Specific annotations are in .json file, include:
- difficulty levels: 0 : “Easy”, 1 : “Medium”, 2 : “Hard”.
- motion RoI(Region of Interest): x, y, width, height.
- general_motion_type: "translation", "rotation", "scaling", "deformation".
- behavior: "speaking", "walking", "eating", "sporting", "fetching", "others".
-Segment-Guided Matching (SGM Module)
input: \(I_{0}\), \(I_{1}\) - input images
output: \(f_{0\rightarrow1}\), \(f_{1\rightarrow0}\) - coarse optical flow
In this part, '.' refer to directry models/sgm_model.
1. Color Piece Segmentation
Laplacian filter to extract contours of animation frames[1]. [./gen_labelmap.py/dline_of].
“Trapped- ball” algorithm to fill the contours then generate color pieces[1]. [./linefiller & gen_labelmap.py/trapped_ball_processed]
A segmentation map where pixels of each color piece is labeled by an identity number. [./linefiller/trappedball_fill.py/build_fill_map]
2. Feature Collection
Extract features of relu1_2, relu2_2, relu3_4 and relu4_4 layers from pretrained VGG-19 model[2]. [./my_models.py/create_VGGFeatNet]
Assemble the features belonging to one segment by the super-pixel pooling[3]. [gen_sgm.py/superpixel_pooling]
3. Color Piece Matching
Compute an affinity metric \(\mathcal{A}\) [./gen_sgm.py line 553], the distance penalty \(\mathcal{L}_{dist}\) [./gen_sgm.py line 559], the size penalty \(\mathcal{L}_{size}\) [./gen_sgm.py line 564], the matching map \(\mathcal{M}\) [./gen_sgm.py/mutual_matching].
4. Flow Generation
Compute flow f [./gen_sgm.py/get_guidance_flow]
-Recurrent Flow Refinement Network (RFR Module)
input: \(I_{0}\), \(I_{1}\), \(f_{0\rightarrow1}\), \(f_{1\rightarrow0}\) - input images and coarse optical flow computed by SGM module
output: \(f^{’}_{0\rightarrow1}\), \(f^{’}_{1\rightarrow0}\) - fine flow
In this part, '.' refer to directry models/rfr_model.
Inspired by [4], design a transformer-like architecture to recurrently refine the piece-wise flow.
- 3-layer Conv [./rfr_new.py/ErrorAttention]

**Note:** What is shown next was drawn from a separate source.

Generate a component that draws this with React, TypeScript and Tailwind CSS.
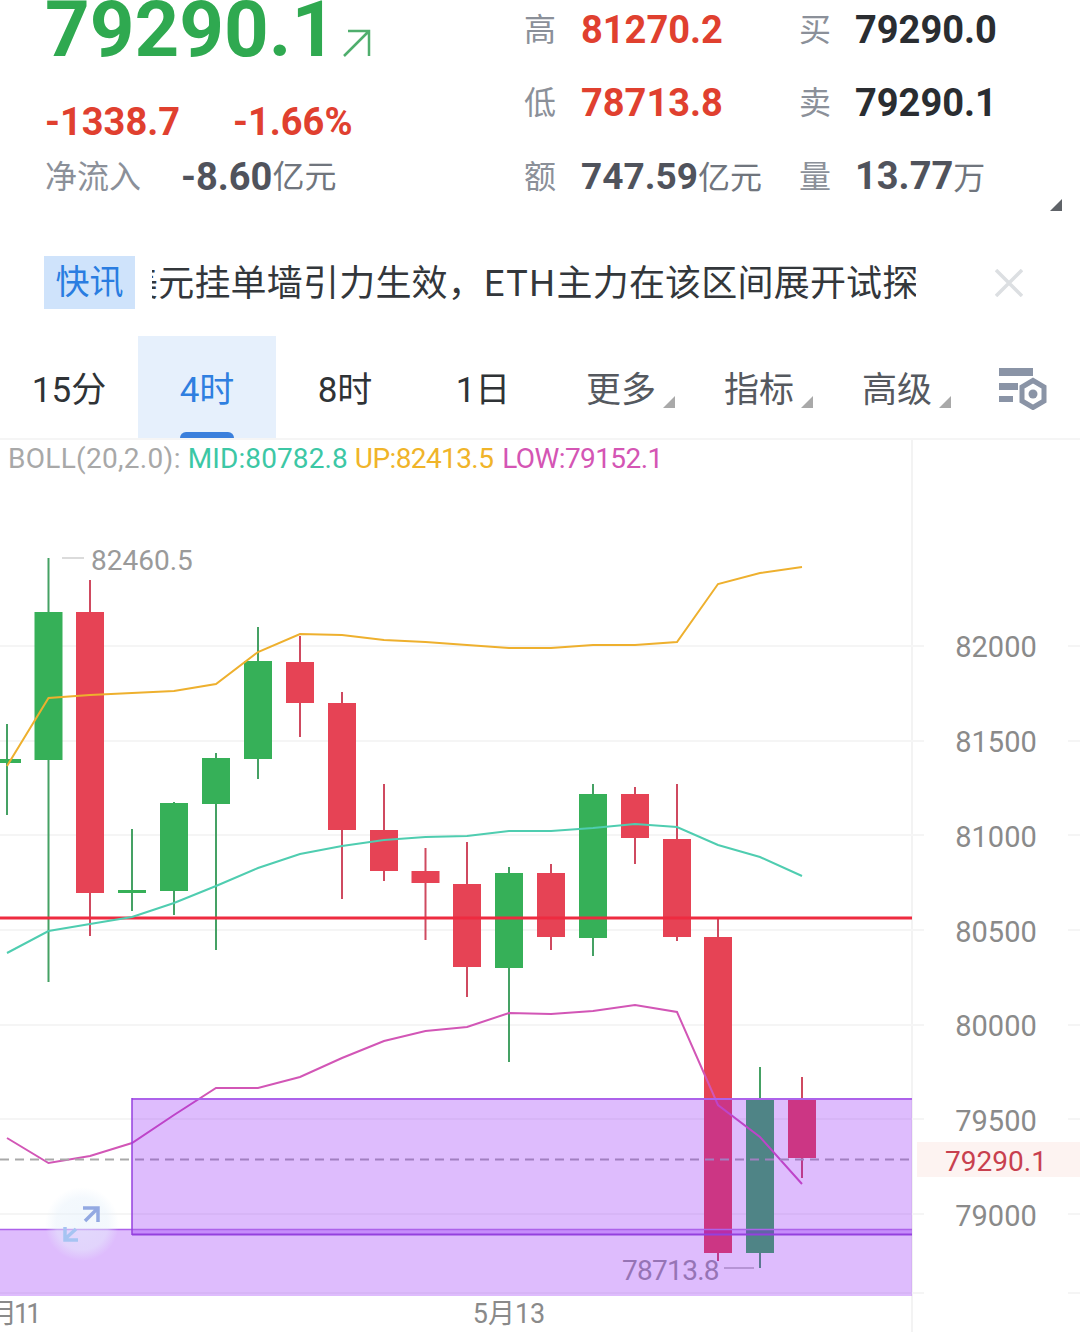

- Feature Net [./extractor.py/BasicEncoder]
- ConvGRU[5] [./update.py/SepConvGRU]
- Correlation [./corr.py/CorrBlock]
-Frame Warping and Synthesis
input: \(I_{0}\), \(I_{1}\), \(f^{’}_{0\rightarrow1}\), \(f^{’}_{1\rightarrow0}\) - input images and fine flow computed by RFR module
output: \(\hat{I}_{1/2}\) - interpolated image
In this part, '.' refer to directry models.
Generate the intermediate frame by using the splatting and synthesis strategy of Soft-Splat[6].
All features and input frames are softmax splatted via forward warping. [./softsplat.py/ModuleSoftsplat]
All warped frames and features are fed into a GridNet[7] to synthesize the target frame. [./GridNet.py/GridNet]
References
[1] Zhang, Song-Hai, et al. "Vectorizing cartoon animations." IEEE Transactions on Visualization and Computer Graphics 15.4 (2009): 618-629.
[2] Simonyan, Karen, and Andrew Zisserman. "Very deep convolutional networks for large-scale image recognition." arXiv preprint arXiv:1409.1556 (2014).
[3] Liu, Fayao, et al. "Learning depth from single monocular images using deep convolutional neural fields." IEEE transactions on pattern analysis and machine intelligence 38.10 (2015): 2024-2039.
[4] Teed, Zachary, and Jia Deng. "Raft: Recurrent all-pairs field transforms for optical flow." European conference on computer vision. Springer, Cham, 2020.
[5] Cho, Kyunghyun, et al. "On the properties of neural machine translation: Encoder-decoder approaches." arXiv preprint arXiv:1409.1259 (2014).
[6] Niklaus, Simon, and Feng Liu. "Softmax splatting for video frame interpolation." Proceedings of the IEEE/CVF Conference on Computer Vision and Pattern Recognition. 2020.
[7] Fourure, Damien, et al. "Residual conv-deconv grid network for semantic segmentation." arXiv preprint arXiv:1707.07958 (2017).
[8] Siyao, Li, et al. "Deep animation video interpolation in the wild." Proceedings of the IEEE/CVF Conference on Computer Vision and Pattern Recognition. 2021.